TOKYO—Bridgestone Corp. has raised its sales and operating profit estimates for fiscal 2020 due to a recovery in the business environment following the lifting of COVID-19 restrictions.
The Japanese tire maker revised upward by 7 percent its revenue forecast from that issued at mid-year to roughly $27.2 billion, but this new figure is still about 17 percent lower than the fiscal 2019 revenue.
Bridgestone also revised its estimate for adjusted operating profit, raising it by 50 percent to $1.4 billion, or 5.2 percent of sales, from the mid-year forecast. The new estimate is 55 percent less than the fiscal 2019 figure.
The firm said the forecast was based on the assumption that global economic activities and the recovery in the tire market are not impacted by a second wave of COVID-19 restrictions in the fourth quarter.
For the three months ended Sept. 30, Bridgestone reported a 33 percent decline in adjusted operating profit to $656 million, on 10 percent lower sales of $7.6 billion.

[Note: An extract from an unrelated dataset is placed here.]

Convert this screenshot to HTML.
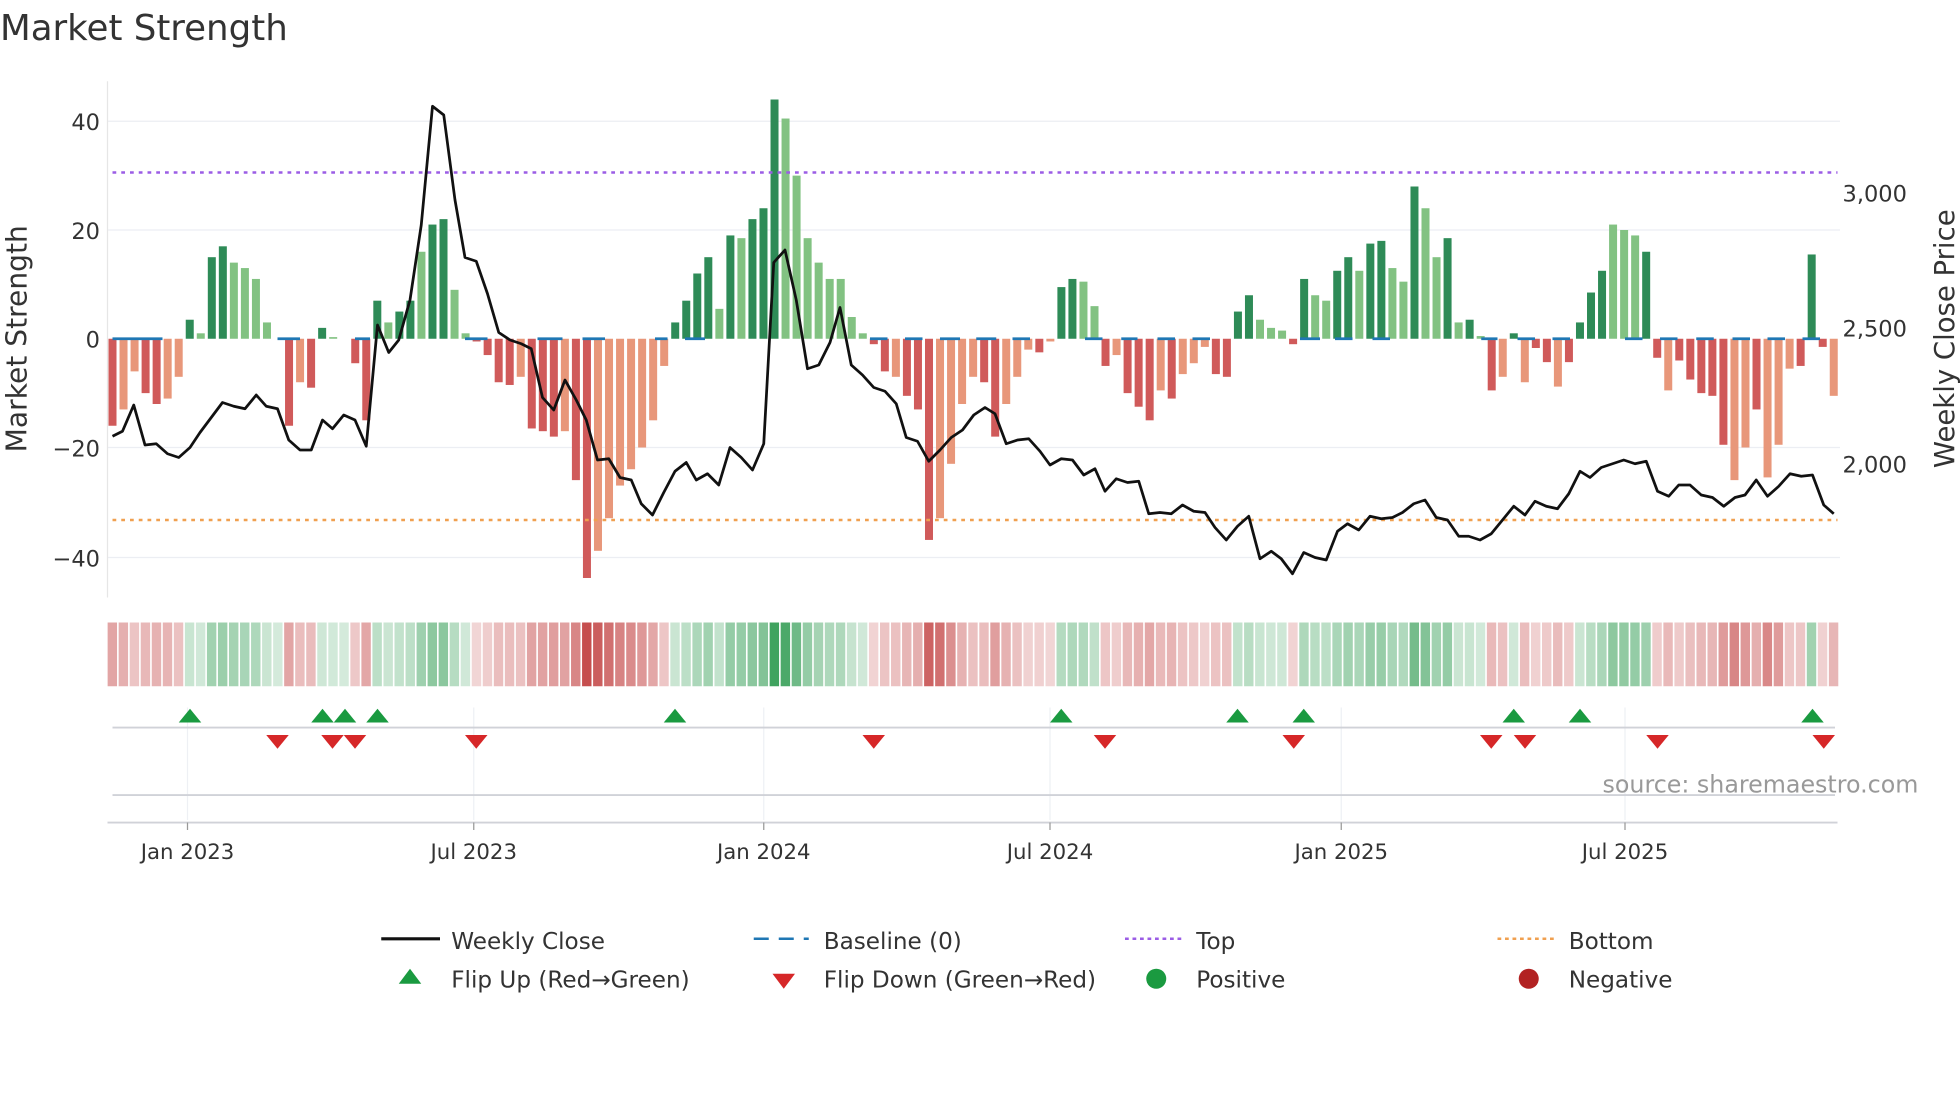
<!DOCTYPE html>
<html><head><meta charset="utf-8"><style>
html,body{margin:0;padding:0;background:#fff;width:1960px;height:1102px;overflow:hidden}
svg{display:block;font-family:"DejaVu Sans","Liberation Sans",sans-serif}
</style></head><body>
<svg id="s" width="1960" height="1102" viewBox="0 0 1568 881.6" xmlns="http://www.w3.org/2000/svg">
<rect width="1568" height="882" fill="#fff"/>
<text x="0" y="32" font-size="28.5" fill="#333">Market Strength</text>
<g stroke="#eceef3" stroke-width="1">
<line x1="86" y1="97" x2="1472" y2="97"/><line x1="86" y1="184" x2="1472" y2="184"/>
<line x1="86" y1="358" x2="1472" y2="358"/><line x1="86" y1="446" x2="1472" y2="446"/>
</g>
<line x1="86" y1="65" x2="86" y2="478" stroke="#e6e6e6"/>
<g id="bars"></g>
<line x1="90" y1="138" x2="1470" y2="138" stroke="#9b5de5" stroke-width="2" stroke-dasharray="3,4"/>
<line x1="90" y1="416" x2="1470" y2="416" stroke="#f0a050" stroke-width="2" stroke-dasharray="3,4"/>
<polyline id="price" fill="none" stroke="#111" stroke-width="2.2" stroke-linejoin="round"/>
<g font-size="18" fill="#333" text-anchor="end">
<text x="80" y="104">40</text><text x="80" y="191">20</text><text x="80" y="278">0</text>
<text x="80" y="365">−20</text><text x="80" y="453">−40</text>
</g>
<g font-size="18" fill="#333">
<text x="1474" y="161">3,000</text><text x="1474" y="269">2,500</text><text x="1474" y="378">2,000</text>
</g>
<text transform="translate(21,271) rotate(-90)" font-size="22.5" fill="#333" text-anchor="middle">Market Strength</text>
<text transform="translate(1563,271) rotate(-90)" font-size="22" fill="#333" text-anchor="middle">Weekly Close Price</text>
<g id="heat"></g>
<g stroke="#eef0f4"><line x1="150" y1="566" x2="150" y2="656"/><line x1="379" y1="566" x2="379" y2="656"/><line x1="611" y1="566" x2="611" y2="656"/><line x1="840" y1="566" x2="840" y2="656"/><line x1="1073" y1="566" x2="1073" y2="656"/><line x1="1300" y1="566" x2="1300" y2="656"/></g>
<line x1="90" y1="582" x2="1468" y2="582" stroke="#d0d2d8" stroke-width="1.5"/>
<line x1="90" y1="636" x2="1468" y2="636" stroke="#d0d2d8" stroke-width="1.5"/>
<line x1="86" y1="658" x2="1470" y2="658" stroke="#d0d2d8" stroke-width="1.5"/>
<g stroke="#999"><line x1="150" y1="658" x2="150" y2="664"/><line x1="379" y1="658" x2="379" y2="664"/><line x1="611" y1="658" x2="611" y2="664"/><line x1="840" y1="658" x2="840" y2="664"/><line x1="1073" y1="658" x2="1073" y2="664"/><line x1="1300" y1="658" x2="1300" y2="664"/></g>
<g id="marks"></g>
<text x="1282" y="634" font-size="19" fill="#999">source: sharemaestro.com</text>
<g font-size="17" fill="#333" text-anchor="middle">
<text x="150" y="687">Jan 2023</text><text x="379" y="687">Jul 2023</text><text x="611" y="687">Jan 2024</text>
<text x="840" y="687">Jul 2024</text><text x="1073" y="687">Jan 2025</text><text x="1300" y="687">Jul 2025</text>
</g>
<g font-size="18.5" fill="#333">
<line x1="305" y1="751" x2="352" y2="751" stroke="#111" stroke-width="2.5"/>
<text x="361" y="759">Weekly Close</text>
<line x1="603" y1="751" x2="647" y2="751" stroke="#1f77b4" stroke-width="2" stroke-dasharray="12,8"/>
<text x="659" y="759">Baseline (0)</text>
<line x1="900" y1="751" x2="945" y2="751" stroke="#9b5de5" stroke-width="2" stroke-dasharray="3,3"/>
<text x="957" y="759">Top</text>
<line x1="1198" y1="751" x2="1243" y2="751" stroke="#f0a050" stroke-width="2" stroke-dasharray="3,3"/>
<text x="1255" y="759">Bottom</text>
<polygon points="319,787 337,787 328,775" fill="#1a9a40"/>
<text x="361" y="790">Flip Up (Red→Green)</text>
<polygon points="618,779 636,779 627,791" fill="#d62728"/>
<text x="659" y="790">Flip Down (Green→Red)</text>
<circle cx="925" cy="783" r="8" fill="#1a9a40"/>
<text x="957" y="790">Positive</text>
<circle cx="1223" cy="783" r="8" fill="#b22222"/>
<text x="1255" y="790">Negative</text>
</g>
</svg>
<script>
var v=[-16,-13,-6,-10,-12,-11,-7,3.5,1,15,17,14,13,11,3,0,-16,-8,-9,2,0.3,0,-4.5,-15,7,3,5,7,16,21,22,9,1,-0.5,-3,-8,-8.5,-7,-16.5,-17,-18,-17,-26,-44,-39,-33,-27,-24,-20,-15,-5,3,7,12,15,5.5,19,18.5,22,24,44,40.5,30,18.5,14,11,11,4,1,-1,-6,-7,-10.5,-13,-37,-33,-23,-12,-7,-8,-18,-12,-7,-2,-2.5,-0.5,9.5,11,10.5,6,-5,-3,-10,-12.5,-15,-9.5,-11,-6.5,-4.5,-1.5,-6.5,-7,5,8,3.5,2,1.5,-1,11,8,7,12.5,15,12.5,17.5,18,13,10.5,28,24,15,18.5,3,3.5,0.5,-9.5,-7,1,-8,-1.7,-4.3,-8.8,-4.3,3,8.5,12.5,21,20,19,16,-3.5,-9.5,-4,-7.5,-10,-10.5,-19.5,-26,-20,-13,-25.5,-19.5,-5.5,-5,15.5,-1.5,-10.5];
var dk=[0,3,4,7,9,10,16,18,19,22,23,24,26,27,29,30,33,34,35,36,38,39,40,42,43,51,52,53,54,56,58,59,60,69,70,72,73,74,79,80,84,86,87,90,92,93,94,96,100,101,102,103,107,108,111,112,114,115,118,121,123,125,127,129,130,132,133,134,135,139,140,142,143,144,145,146,149,153,154,155];
var dark={};dk.forEach(function(k){dark[k]=1});
var b="",h="",x0=90,dx=(1467-90)/(v.length-1),u=4.35,z=271;
for(var i=0;i<v.length;i++){var x=x0+i*dx,val=v[i],c;
if(val>0)c=dark[i]?"#2e8b57":"#82c282";else c=dark[i]?"#d05a5a":"#e8977a";
var hh=Math.abs(val)*u;if(hh>0.5)b+='<rect x="'+(x-3.2)+'" y="'+(val>0?z-hh:z)+'" width="6.4" height="'+hh+'" fill="'+c+'"/>';
var a=0.22+Math.min(Math.abs(val)/44,1)*0.75;
h+='<rect x="'+(x-3.9)+'" y="498" width="'+(dx-1.3)+'" height="51" fill="'+(val>=0?"#3aa05a":"#c44848")+'" fill-opacity="'+a.toFixed(2)+'"/>';}
[[90,130],[222,240],[284,296],[372,390],[430,450],[466,484],[524,534],[548,564],[696,710],[724,738],[752,768],[781,797],[810,824],[868,882],[897,910],[926,940],[954,968],[1040,1056],[1068,1082],[1098,1112],[1185,1198],[1214,1228],[1242,1256],[1300,1314],[1328,1342],[1357,1371],[1386,1400],[1414,1428],[1442,1456]].forEach(function(p){b+='<line x1="'+p[0]+'" y1="271" x2="'+p[1]+'" y2="271" stroke="#1f77b4" stroke-width="2.2"/>'});
document.getElementById("bars").innerHTML=b;document.getElementById("heat").innerHTML=h;
document.getElementById("price").setAttribute("points","90,349 98,345 107,324 116,356 125,355 134,363 143,366 152,358 160,346 169,334 178,322 187,325 196,327 205,316 213,325 222,327 231,352 240,360 249,360 258,336 266,343 275,332 284,336 293,357 302,260 311,282 319,272 328,240 337,180 346,85 355,92 364,160 372,206 381,209 390,235 399,266 408,272 417,275 425,279 434,318 443,328 452,304 461,320 469,336 478,368 487,367 496,382 505,384 513,403 522,412 531,394 540,377 549,370 557,384 566,379 575,388 584,358 593,366 602,376 611,355 619,210 628,200 637,240 646,295 655,292 664,274 672,246 681,292 690,300 699,310 708,313 717,323 725,350 734,353 743,369 752,360 761,350 770,344 779,332 788,326 796,331 805,355 814,352 823,351 832,361 840,372 849,367 858,368 867,380 876,375 884,393 893,383 902,386 911,385 919,411 928,410 937,411 946,404 955,409 964,410 972,422 981,432 990,421 999,413 1008,447 1017,441 1025,447 1034,459 1043,442 1052,446 1061,448 1070,425 1078,419 1087,424 1096,413 1105,415 1114,414 1122,410 1131,403 1140,400 1149,414 1158,416 1167,429 1175,429 1184,432 1193,427 1202,416 1211,405 1220,412 1228,401 1237,405 1246,407 1255,395 1264,377 1272,382 1281,374 1290,371 1299,368 1308,371 1317,369 1326,393 1335,397 1343,388 1352,388 1361,396 1370,398 1379,405 1388,398 1396,396 1405,384 1414,397 1423,389 1432,379 1441,381 1450,380 1459,404 1467,411");
var m="";[152,258,276,302,540,849,990,1043,1211,1264,1450].forEach(function(x){m+='<polygon points="'+(x-9)+',578 '+(x+9)+',578 '+x+',567" fill="#1a9a40"/>'});
[222,266,284,381,699,884,1035,1193,1220,1326,1459].forEach(function(x){m+='<polygon points="'+(x-9)+',588 '+(x+9)+',588 '+x+',599" fill="#d62728"/>'});
document.getElementById("marks").innerHTML=m;
</script>
</body></html>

For the first nine months of the year, corporate adjusted operating profit fell 54 percent to $1.1 billion, while sales were down 18.1 percent at $20 billion.
Tire division operating income fell 53.4 percent in the January-September period to $1.14 billion on 19.6 percent lower sales of $16.1 billion, Bridgestone's figures show. The company did not provide tire division results for the third quarter.
Bridgestone said raw materials and price/mix contributed positively to operating profit, while volumes remained below prior-year levels.
The company reported a "remarkable" recovery in demand for passenger and light vehicle tires in the U.S., Europe and China, particularly in the replacement segment, whereas Japan's recovery has been "relatively slow."
Sales in the Americas were down 7.8 percent in the third quarter, to $3.68 billion, which helped "ease" the year-to-date decline of 17.3 percent.